Inspired Pantry Tip: Up Your Cookbook and Recipe Game

Spend some time leafing through your favourite cookbooks or looking at blogs or websites for recipes. If you’re not finding inspiration or getting hungry from what you’re looking at, maybe you’re searching for recipes in the wrong places. A world of recipes is at your fingertips. 

Foodgawker or Epicurious are great places to look up specific ingredients and find recipe ideas. Bon Appetit and NYT Cooking may inspire you—and they both have recipes for specific pantry ingredients. Pair your non-perishable goods, such as dried and canned items, with perishable goods to add extra nutritional value to your meals. For example, warmed-up canned butter beans taste delicious with a splash of olive oil (for extra fat and omegas), coarse salt, pepper and lemon zest (for vitamin C).

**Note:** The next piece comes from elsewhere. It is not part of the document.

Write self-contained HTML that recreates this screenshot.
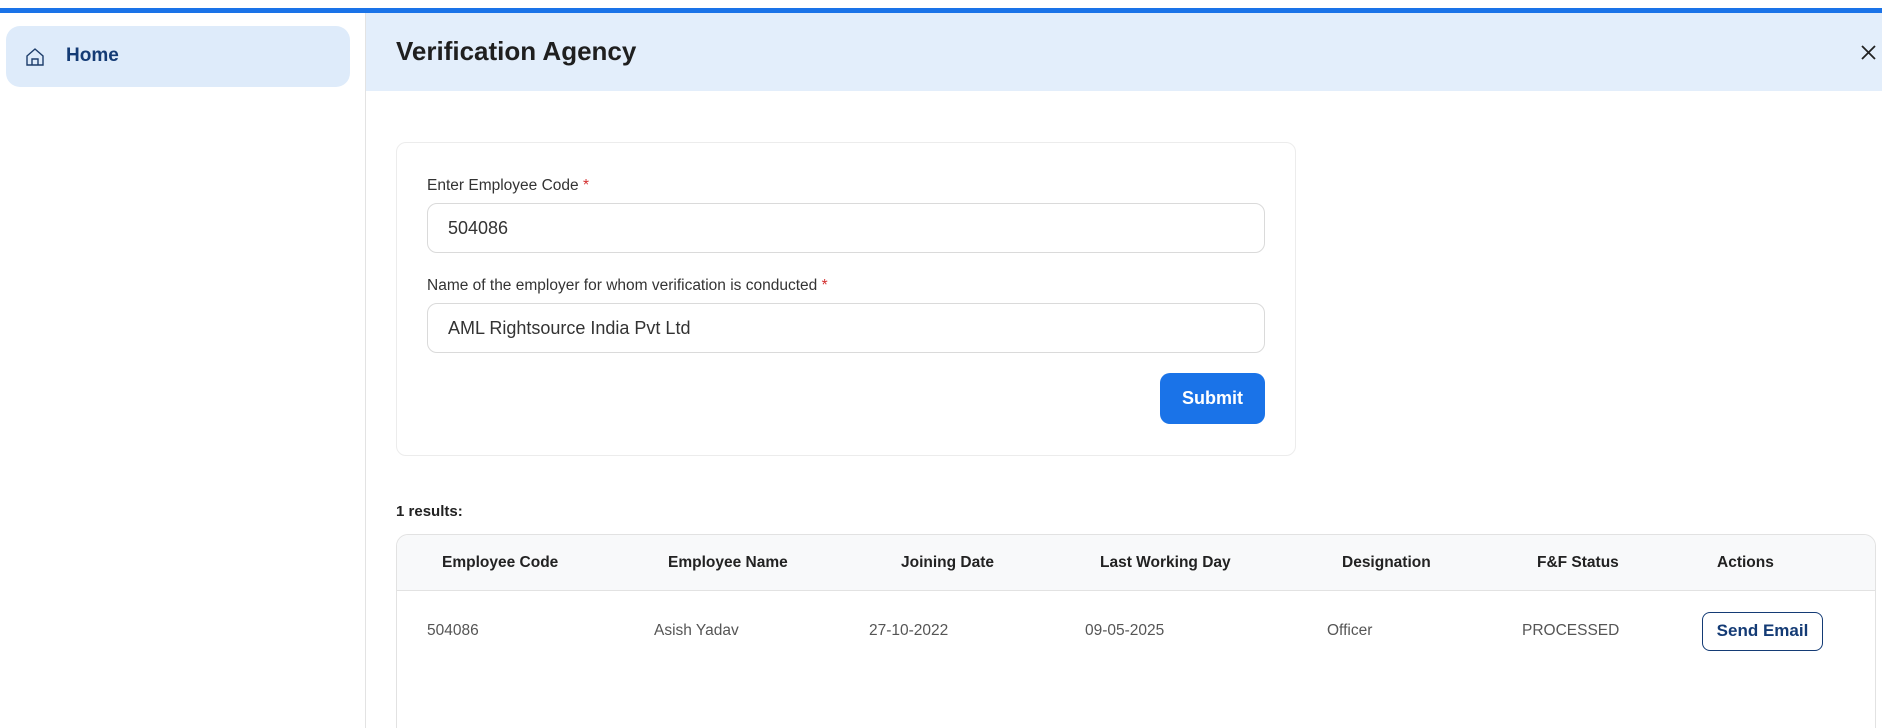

The Art of the Pantry: Finding New Inspiration in Your Cupboards

Brainstorming Recipe Ideas for Pantries Full of Beans

Speaking of beans, do you have canned or dried beans that need eating? 

What about making homemade baked beans? Soak dried beans overnight and cook them all day on the weekend or if you’re working from home. Or, use up your canned tomatoes, beans, corn and spices in a batch of chili. Here’s an NYT Cooking post on 19 Great Chili Recipes for inspiration. Beans are also great on salads, as a traditional side with eggs and toast in the morning, or added to soups. If you have sausage, why not make a white bean, sausage and kale soup or a bean and smoky sausage stew? 

Beans aside, every pantry ingredient has thousands of recipes featuring them. Who knows, you may even find that you enjoy trying new recipes and spending time cooking at home.  

The Art of the Pantry: Finding New Inspiration in Your Cupboards

Inspired Pantry Tip: Plan and Shop Ahead

Planning ahead is the single most important thing that you can do to curb food waste while creating inspired meals based on what’s in your pantry. 

If you know that you want to use up your dried pasta and canned tomatoes, for instance, then research a few recipes, such as this delicious-looking creamy tomato pasta or Bon Appetit’s 43 Tomato Sauce Recipes for All Your Pasta-Adjacent Needs. Get inspired, make a list of missing ingredients and shop before the night-of. This simple step requires planning ahead but means that you’re more likely to make that dish instead of giving up and ordering in (or eating something uninspired). 

In the restaurant industry, what is often overlooked is the fact that chefs must use what they have and buy only what they need. That is how a well-run kitchen functions. It is also the art of the pantry: using what you have and buying only what you need. 

What we’ve seen today is that using up what’s in your pantry doesn’t have to be dull, boring or uninspired!